As árvores do gênero Pinus, especialmente Pinus elliottii e Pinus taeda, são muito utilizadas na produção madeireira e também para a extração de resina, uma pasta branca viscosa que é matéria-prima para a indústria.
Na praia de Moçambique, que fica ao lado do parque estadual, pequenos pinheiros crescem em meio à restinga. Por conta do solo arenoso e da ação do vento e das marés, a árvore assume características diferentes por ali: ao invés de retilínea e alta, torna-se arbustiva e cresce para os lados.
Desmatamento do bem
Cansadas de ver o pinheiro invadindo ambientes naturais, Michele Dechoum e Sílvia Ziller decidiram arregaçar as mangas. Em 2010 as pesquisadoras da ONG Instituto Hórus criaram o mutirão para controle de pinus. A ONG começou a atuar no Parque Natural Municipal das Dunas da Lagoa da Conceição depois de buscar autorização da Fundação Municipal do Meio Ambiente de Florianópolis (Floram), que é a entidade gestora da área.

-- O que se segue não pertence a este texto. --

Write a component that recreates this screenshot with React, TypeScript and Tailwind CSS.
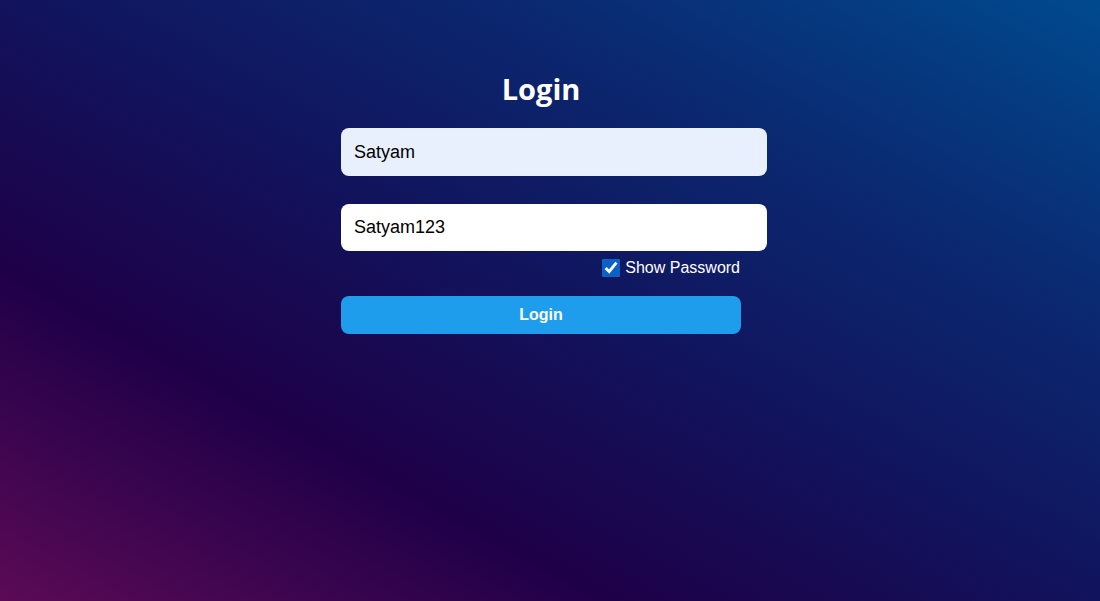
import React, { useState } from 'react';

const App: React.FC = () => {
  const [username, setUsername] = useState('Satyam');
  const [password, setPassword] = useState('Satyam123');
  const [showPassword, setShowPassword] = useState(true);

  return (
    <div className="h-[601px] w-full overflow-hidden bg-[linear-gradient(to_top_right,#5c0a56_0%,#1e0048_28%,#11135c_50%,#0a2a72_75%,#004a8e_100%)] font-['Liberation_Sans',Arial,sans-serif]">
      <div className="flex justify-center">
        <div className="w-[400px] mr-[18px] pt-[71px]">
          <h1 className="text-center text-[29px] leading-[36px] font-bold text-white font-['Open_Sans',sans-serif]">
            Login
          </h1>

          <form className="mt-[21px]" onSubmit={(e) => e.preventDefault()}>
            <input
              type="text"
              value={username}
              onChange={(e) => setUsername(e.target.value)}
              className="block w-[426px] h-[48px] px-[13px] rounded-lg bg-[#e8f0fe] text-black text-[18px] outline-none"
            />
            <input
              type={showPassword ? 'text' : 'password'}
              value={password}
              onChange={(e) => setPassword(e.target.value)}
              className="block mt-[28px] w-[426px] h-[47px] px-[13px] rounded-lg bg-white text-black text-[18px] outline-none"
            />

            {/* show password toggle */}
            <label className="mt-[8px] flex items-center justify-end gap-[5px] h-[18px] text-white text-[16px] pr-[1px]">
              <input
                type="checkbox"
                checked={showPassword}
                onChange={(e) => setShowPassword(e.target.checked)}
                className="w-[18px] h-[18px] m-0 accent-[#0b62c4]"
              />
              Show Password
            </label>

            <button
              type="submit"
              className="mt-[19px] block w-full h-[38px] rounded-lg bg-[#1e9dec] text-white font-bold text-[16px]"
            >
              Login
            </button>
          </form>
        </div>
      </div>
    </div>
  );
};

export default App;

“O nosso objetivo aqui não é cortar árvores, o nosso objetivo aqui é restaurar ecossistemas, é abrir espaço para a biodiversidade nativa”, explica Michele Dechoum, coordenadora do Instituto Hórus e professora da UFSC.
Moradores, universitários e pesquisadores da área ambiental participam, uma vez por mês, do programa de voluntariado que acontece aos sábados. São cerca de 5 mil pinheiros retirados a cada edição. Cada voluntário consegue cortar, em média, de 200 a 300 pinus em cada visita. As ferramentas são disponibilizadas pelo Instituto Hórus, que também fornece serras elétricas, manuseadas pelos organizadores ou por voluntários experientes.
Mais importante do que o número de plantas retiradas é a mudança na paisagem do parque. “É muito legal perceber que o projeto tem servido para a gente efetivamente resolver uma questão ambiental do parque e informar as pessoas sobre esse tema”, diz Dechoum.